• [COLLECTED DATA]
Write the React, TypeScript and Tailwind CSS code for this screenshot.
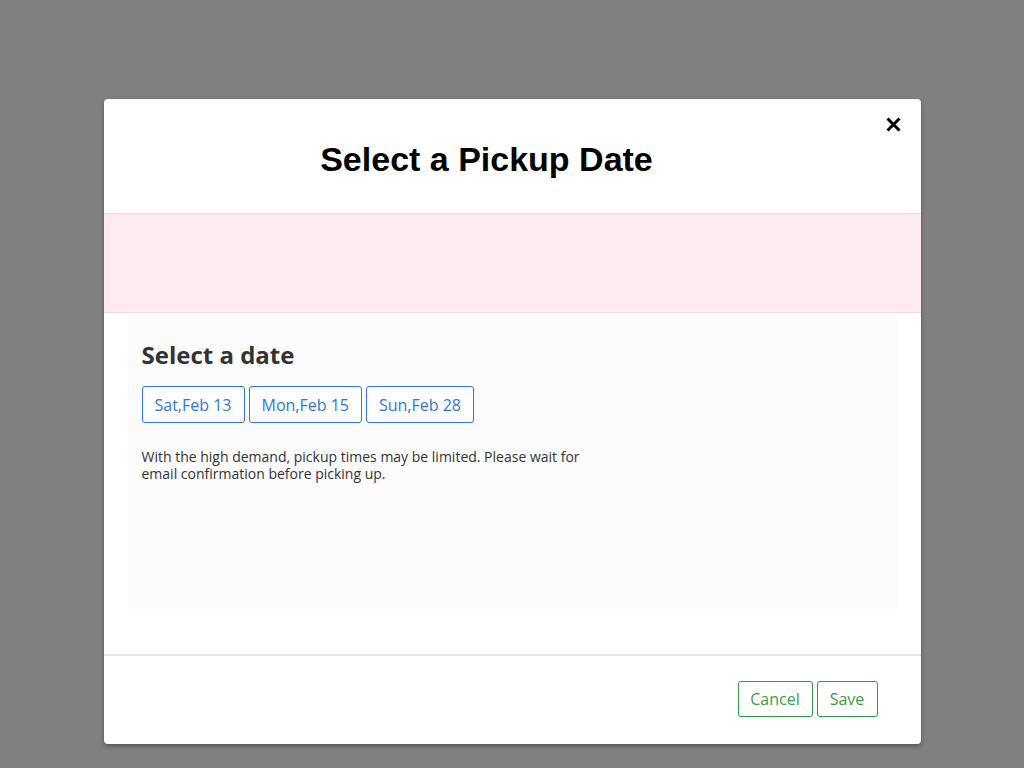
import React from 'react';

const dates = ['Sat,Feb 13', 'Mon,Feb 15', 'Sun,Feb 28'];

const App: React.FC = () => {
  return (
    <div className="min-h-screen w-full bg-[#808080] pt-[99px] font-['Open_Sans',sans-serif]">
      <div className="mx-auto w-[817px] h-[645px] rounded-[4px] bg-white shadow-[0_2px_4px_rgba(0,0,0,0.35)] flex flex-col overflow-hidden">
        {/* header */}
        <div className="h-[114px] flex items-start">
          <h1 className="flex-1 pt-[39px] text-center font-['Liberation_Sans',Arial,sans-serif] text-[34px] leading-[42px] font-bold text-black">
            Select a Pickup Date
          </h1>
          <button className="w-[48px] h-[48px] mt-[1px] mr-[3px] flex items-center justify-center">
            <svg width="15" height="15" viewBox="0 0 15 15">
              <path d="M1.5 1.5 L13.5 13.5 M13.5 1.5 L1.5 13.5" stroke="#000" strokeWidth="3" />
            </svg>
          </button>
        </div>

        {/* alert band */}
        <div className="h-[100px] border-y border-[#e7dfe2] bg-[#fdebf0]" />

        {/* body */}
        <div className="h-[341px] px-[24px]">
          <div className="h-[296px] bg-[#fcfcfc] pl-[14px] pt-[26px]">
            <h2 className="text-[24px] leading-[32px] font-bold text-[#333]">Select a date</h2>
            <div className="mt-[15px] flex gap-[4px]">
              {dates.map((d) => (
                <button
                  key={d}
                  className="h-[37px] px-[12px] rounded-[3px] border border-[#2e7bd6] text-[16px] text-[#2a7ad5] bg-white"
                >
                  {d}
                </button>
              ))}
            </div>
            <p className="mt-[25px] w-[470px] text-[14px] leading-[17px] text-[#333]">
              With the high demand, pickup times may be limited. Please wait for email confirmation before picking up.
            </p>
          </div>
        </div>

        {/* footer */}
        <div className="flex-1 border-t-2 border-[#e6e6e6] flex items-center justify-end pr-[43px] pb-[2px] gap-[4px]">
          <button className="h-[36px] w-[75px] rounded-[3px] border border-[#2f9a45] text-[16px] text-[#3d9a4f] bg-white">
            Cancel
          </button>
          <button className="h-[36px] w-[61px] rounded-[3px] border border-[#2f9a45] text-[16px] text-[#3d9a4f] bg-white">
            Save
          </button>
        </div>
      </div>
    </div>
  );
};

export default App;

• [EXERCISE]
Return, unchanged, the lines from the first line of the material through the line that holds "const dates = ['Sat,Feb", inclusive, omitting pictures.

• [PROBLEM SOLUTION]
Write the React, TypeScript and Tailwind CSS code for this screenshot.
import React from 'react';

const dates = ['Sat,Feb 13', 'Mon,Feb 15', 'Sun,Feb 28'];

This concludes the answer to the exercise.